Diante dessas ameaças advogados criam uma rede em sua defesa e estudam oferecer apoio jurídico gratuito a outros ameaçados. Como você avalia toda essa situação extrema na qual cientistas brasileiros estão passando? Você atribui isso a que? 
É uma estratégia porque a ciência ela não se toma por um conjunto de Fake News ou de grupos do WhatsApp como é recentemente essa ameaça do presidente Bolsonaro sobre um ato ao Congresso Nacional. A ciência são humanos, a ciência é o espaço do exercício da dúvida, a vida acadêmica é o espaço em que as regras do que nós chamamos um debate razoável eles são postos, estão o processo é muito mais lento. E aí por isso que operar pelo medo e pela intimidação é estratégia.

Como você acredita que será o papel do Judiciário para a manutenção dos direitos civis? E dos direitos de mulheres?

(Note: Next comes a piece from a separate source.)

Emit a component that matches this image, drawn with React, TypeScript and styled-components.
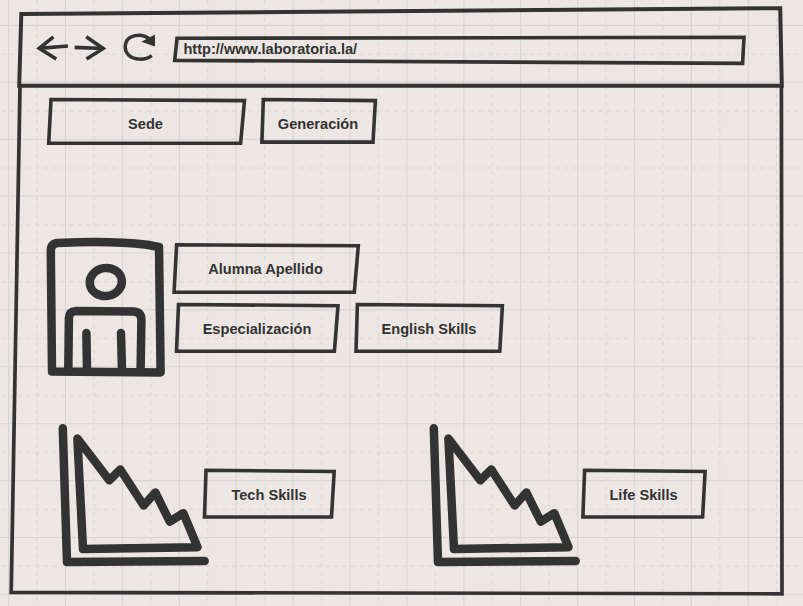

Eu tenho profunda confiança, ou melhor dizendo, esperança, sobre a independência da unidade do Judiciário nesse momento, não só pelo direito das mulheres e de outras minorias, mas para uma contraposição a abusos do executivo. O Judiciário tem que se manter como um poder independente, um poder especialmente a corte suprema, que tem a responsabilidade de proteção, promoção e defesa da Constituição, então toda a minha atuação no campo do litígio estratégico é não só por eu acreditar que o espaço da Corte é um espaço correto e legítimo para a proteção dos direitos individuais violados, mas também porque faz parte do político com um contrapeso especialmente nos governos autoritários.